Estaba almorzando con otros dos miembros de la comunidad. A un cierto momento, el techo comenzó a gotear sobre nuestras cabezas. “El inodoro nuevamente está obstruido”, dije. Cogí el teléfono para llamar al plomero y precisamente en ese momento un gran chorro de agua cayó del piso de arriba… junto con el techo. ¡Ahí está mi signo! En ese divertido momento me di cuenta de que esta vieja casa parroquial en ruinas sería mi nueva casa. Una casa que desde 2020 a acogido a más de 6.000 refugiados, provenientes en su gran mayoría de América central, Rusia, Turquía y África.
¿Qué significa vivir en una zona fronteriza?
Significa luchar diariamente contra el sentimiento de separación. Ese muro de metal tan cercano tiene la tarea de separa de mi a los extranjeros, y en cambio me hace ver las cosas desde otro punto de vista, porque me hace ver el rostro de Dios en sus rostros. Ellos son mi oración cotidiana. Estos seres humanos son tildados de terroristas, explotadores y traficantes de drogas antes de que puedan siquiera contar su historia. Y su humanidad, ¿quién la ve? Mirándolos nos damos cuenta de que ninguna frontera, ninguna barrera nos separa. Cualquiera que sea su país de origen, ya sea aliado o enemigo, solo deseo restituirles su dignidad después de todo este sufrimiento, después de los maltratos y el encarcelamiento que han sufrido.
¿Ha dudado alguna vez de su elección de vivir en la frontera?

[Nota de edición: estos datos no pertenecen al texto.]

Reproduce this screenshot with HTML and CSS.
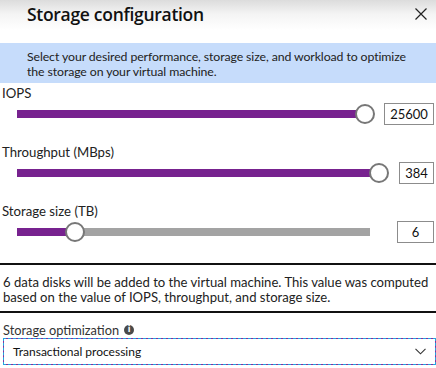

Sí. Al principio pasamos momentos difíciles. Era invierno y no había calefacción. Teníamos mucho frío. Las tuberías tenían goteras y las paredes estaban llenas de moho. Me preguntaba si estábamos en el lugar correcto. Durante ese tiempo de sufrimiento, el Padre Peter, otro miembro de la comunidad, me ayudó y animó mucho. Al experimentar la presencia y el consuelo de un hermano, me sentí dispuesto a llevar consuelo y testimoniar que Dios está presente. El no nos abandona nunca, por grandes que sean las dificultades.
¿Recuerda algún momento que cambió su punto de vista?
La frontera nos enseña a mirar más allá de nosotros mismos, más allá de todas las barreras sociales y personales, y a convivir con incerteza. Me consideraba un benefactor de estos migrantes, en cambio fui yo quien recibió tantos regalos, uno de los invitados, por ejemplo, pintó una de nuestras paredes, otra persona nos dio un sobre con doscientos dólares para los recién llegados, otra persona, un día, limpió el piso. Como religioso, creía saber lo que era la fe, pero los migrantes me permitieron tocarla con la mano. Lo han perdido todo. Han sufrido torturas, pero repiten: “Sin fe nunca lo habría logrado”.